Так поступили со мной, кого представители центральной власти не могли не знать.
2. – Во всех городах Крыма были расстреляны без суда все служившие в милиции Крыма и все бывшие полицейские чины прежних правительств, тысячи простых солдат, служивших из-за куска хлеба и не разбиравшихся в политике.
3. – Все солдаты Врангеля, взятые по мобилизации и оставшиеся в Крыму, были брошены в подвалы. Я видел в городе Алуште, как большевики гнали их зимой за горы, раздев до подштаников, босых, голодных. Народ, глядя на это, плакал. Они кутались в мешки, в рваные одеяла, что подавали добрые люди. Многих из них убили, прочих послали в шахты.
4. – Всех, кто прибыл в Крым после октября 17 года без разрешения властей, арестовали. Многих расстреляли. Убили московского фабриканта Прохорова и его сына 17 лет, лично мне известных, – за то, что они приехали в Крым из Москвы, – бежали. [264]
5. – В Ялте расстреляли в декабре 1920 года престарелую княгиню Барятинскую. Слабая, она не могла идти – ее толкали прикладами. Убили неизвестно за что, без суда, как и всех.

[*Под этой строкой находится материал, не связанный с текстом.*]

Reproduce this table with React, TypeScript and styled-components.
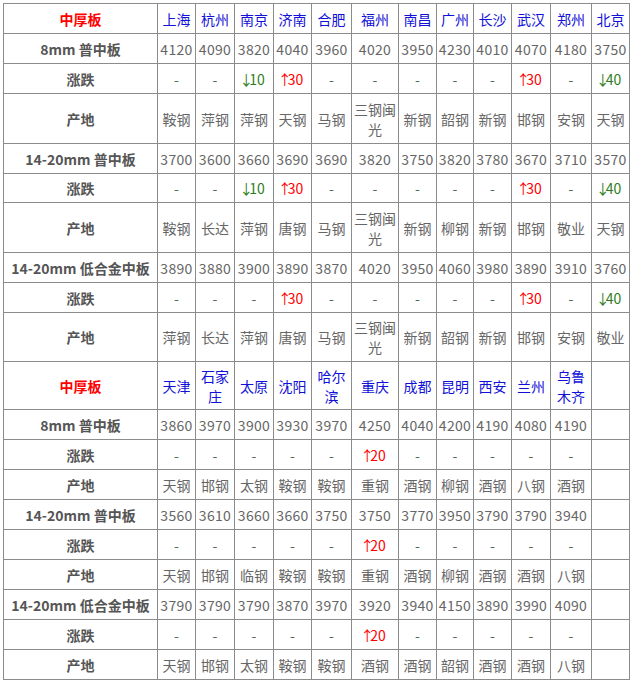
import React from "react";
import styled, { createGlobalStyle } from "styled-components";

const Global = createGlobalStyle`
  html, body { margin: 0; padding: 0; background: #fff; }
  body { font-family: "Microsoft YaHei", "Noto Sans CJK SC", "Noto Sans", sans-serif; }
`;

const COLS = "154px 38px 39px 39px 38px 40px 47px 38px 37px 38px 39px 41px 38px";
const LINE = "#8c8c8c";

const Page = styled.div`
  padding: 3px 0 0 3px;
`;

const Table = styled.div`
  display: inline-flex;
  flex-direction: column;
  border-left: 1px solid ${LINE};
  border-top: 1px solid ${LINE};
`;

const Row = styled.div<{ $h: number }>`
  display: grid;
  grid-template-columns: ${COLS};
  height: ${(p) => p.$h}px;
`;

const Cell = styled.div`
  display: flex;
  align-items: center;
  justify-content: center;
  text-align: center;
  border-right: 1px solid ${LINE};
  border-bottom: 1px solid ${LINE};
  font-size: 14px;
  line-height: 20px;
  white-space: pre-line;
  color: #666;
  overflow: hidden;
`;

const Label = styled(Cell)`
  font-weight: bold;
  color: #555;
`;

const Head = styled(Cell)`
  font-weight: bold;
  color: #f00;
`;

const City = styled(Cell)`
  color: #1010d8;
`;

const Num = styled(Cell)`
  color: #666;
  letter-spacing: 0.3px;
`;

const Change = styled(Cell)<{ $dir: "up" | "down" | "flat" }>`
  color: ${(p) => (p.$dir === "up" ? "#f00" : p.$dir === "down" ? "#2e7d1a" : "#4f6b4f")};
`;

const Arrow = styled.span`
  margin-left: -4px;
  letter-spacing: -4px;
`;

type Product = {
  name: string;
  prices: string[];
  changes: string[];
  places: string[];
  heights: [number, number, number];
};

type Section = {
  cities: string[];
  products: Product[];
  headH: number;
};

const sections: Section[] = [
  {
    headH: 30,
    cities: ["上海", "杭州", "南京", "济南", "合肥", "福州", "南昌", "广州", "长沙", "武汉", "郑州", "北京"],
    products: [
      {
        name: "8mm 普中板",
        prices: ["4120", "4090", "3820", "4040", "3960", "4020", "3950", "4230", "4010", "4070", "4180", "3750"],
        changes: ["-", "-", "↓10", "↑30", "-", "-", "-", "-", "-", "↑30", "-", "↓40"],
        places: ["鞍钢", "萍钢", "萍钢", "天钢", "马钢", "三钢闽\n光", "新钢", "韶钢", "新钢", "邯钢", "安钢", "天钢"],
        heights: [30, 30, 50],
      },
      {
        name: "14-20mm 普中板",
        prices: ["3700", "3600", "3660", "3690", "3690", "3820", "3750", "3820", "3780", "3670", "3710", "3570"],
        changes: ["-", "-", "↓10", "↑30", "-", "-", "-", "-", "-", "↑30", "-", "↓40"],
        places: ["鞍钢", "长达", "萍钢", "唐钢", "马钢", "三钢闽\n光", "新钢", "柳钢", "新钢", "邯钢", "敬业", "天钢"],
        heights: [30, 29, 50],
      },
      {
        name: "14-20mm 低合金中板",
        prices: ["3890", "3880", "3900", "3890", "3870", "4020", "3950", "4060", "3980", "3890", "3910", "3760"],
        changes: ["-", "-", "-", "↑30", "-", "-", "-", "-", "-", "↑30", "-", "↓40"],
        places: ["萍钢", "长达", "萍钢", "唐钢", "马钢", "三钢闽\n光", "新钢", "韶钢", "新钢", "邯钢", "安钢", "敬业"],
        heights: [30, 30, 49],
      },
    ],
  },
  {
    headH: 48,
    cities: ["天津", "石家\n庄", "太原", "沈阳", "哈尔\n滨", "重庆", "成都", "昆明", "西安", "兰州", "乌鲁\n木齐", ""],
    products: [
      {
        name: "8mm 普中板",
        prices: ["3860", "3970", "3900", "3930", "3970", "4250", "4040", "4200", "4190", "4080", "4190", ""],
        changes: ["-", "-", "-", "-", "-", "↑20", "-", "-", "-", "-", "-", ""],
        places: ["天钢", "邯钢", "太钢", "鞍钢", "鞍钢", "重钢", "酒钢", "柳钢", "酒钢", "八钢", "酒钢", ""],
        heights: [30, 30, 30],
      },
      {
        name: "14-20mm 普中板",
        prices: ["3560", "3610", "3660", "3660", "3750", "3750", "3770", "3950", "3790", "3790", "3940", ""],
        changes: ["-", "-", "-", "-", "-", "↑20", "-", "-", "-", "-", "-", ""],
        places: ["天钢", "邯钢", "临钢", "鞍钢", "鞍钢", "重钢", "酒钢", "柳钢", "酒钢", "酒钢", "八钢", ""],
        heights: [30, 30, 30],
      },
      {
        name: "14-20mm 低合金中板",
        prices: ["3790", "3790", "3790", "3870", "3970", "3920", "3940", "4150", "3890", "3990", "4090", ""],
        changes: ["-", "-", "-", "-", "-", "↑20", "-", "-", "-", "-", "-", ""],
        places: ["天钢", "邯钢", "太钢", "鞍钢", "鞍钢", "酒钢", "酒钢", "韶钢", "酒钢", "酒钢", "八钢", ""],
        heights: [30, 30, 30],
      },
    ],
  },
];

const dirOf = (v: string): "up" | "down" | "flat" =>
  v.startsWith("↑") ? "up" : v.startsWith("↓") ? "down" : "flat";

function ChangeValue({ v }: { v: string }) {
  const d = dirOf(v);
  if (d === "flat") return <>{v}</>;
  return (
    <span>
      <Arrow>{v[0]}</Arrow>
      {v.slice(1)}
    </span>
  );
}

export default function App() {
  return (
    <Page>
      <Global />
      <Table>
        {sections.map((s, si) => (
          <React.Fragment key={si}>
            <Row $h={s.headH}>
              <Head>中厚板</Head>
              {s.cities.map((c, i) => (
                <City key={i}>{c}</City>
              ))}
            </Row>
            {s.products.map((p, pi) => (
              <React.Fragment key={pi}>
                <Row $h={p.heights[0]}>
                  <Label>{p.name}</Label>
                  {p.prices.map((v, i) => (
                    <Num key={i}>{v}</Num>
                  ))}
                </Row>
                <Row $h={p.heights[1]}>
                  <Label>涨跌</Label>
                  {p.changes.map((v, i) => (
                    <Change key={i} $dir={dirOf(v)}>
                      <ChangeValue v={v} />
                    </Change>
                  ))}
                </Row>
                <Row $h={p.heights[2]}>
                  <Label>产地</Label>
                  {p.places.map((v, i) => (
                    <Cell key={i}>{v}</Cell>
                  ))}
                </Row>
              </React.Fragment>
            ))}
          </React.Fragment>
        ))}
      </Table>
    </Page>
  );
}
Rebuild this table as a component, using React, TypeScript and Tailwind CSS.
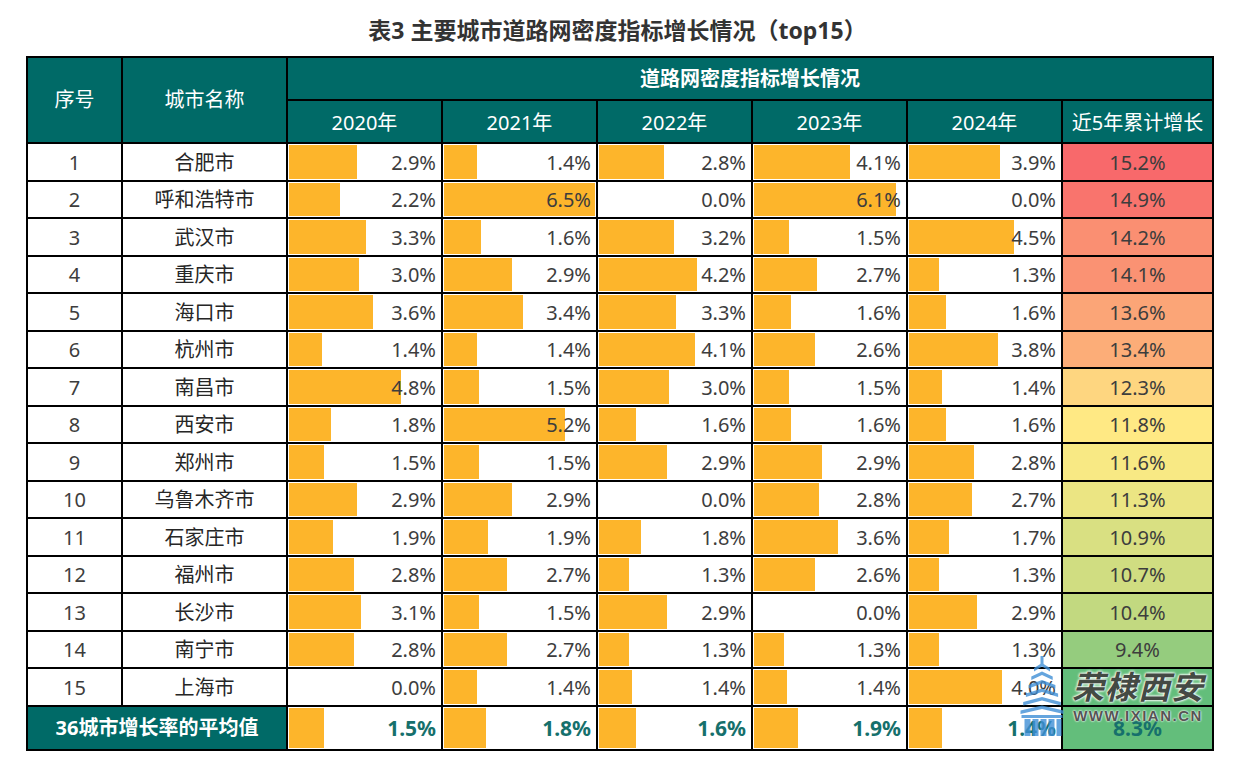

6. – В г. Алуште арестовали молодого писателя Бориса Шишкина и его брата, Дмитрия, лично мне известных. Первый служил писарем при коменданте города. Их обвинили в разбое, без всякого основания, и несмотря на ручательство рабочих города, которые их знали, расстреляли в г. Ялте без суда. Это происходило в ноябре 1921 года.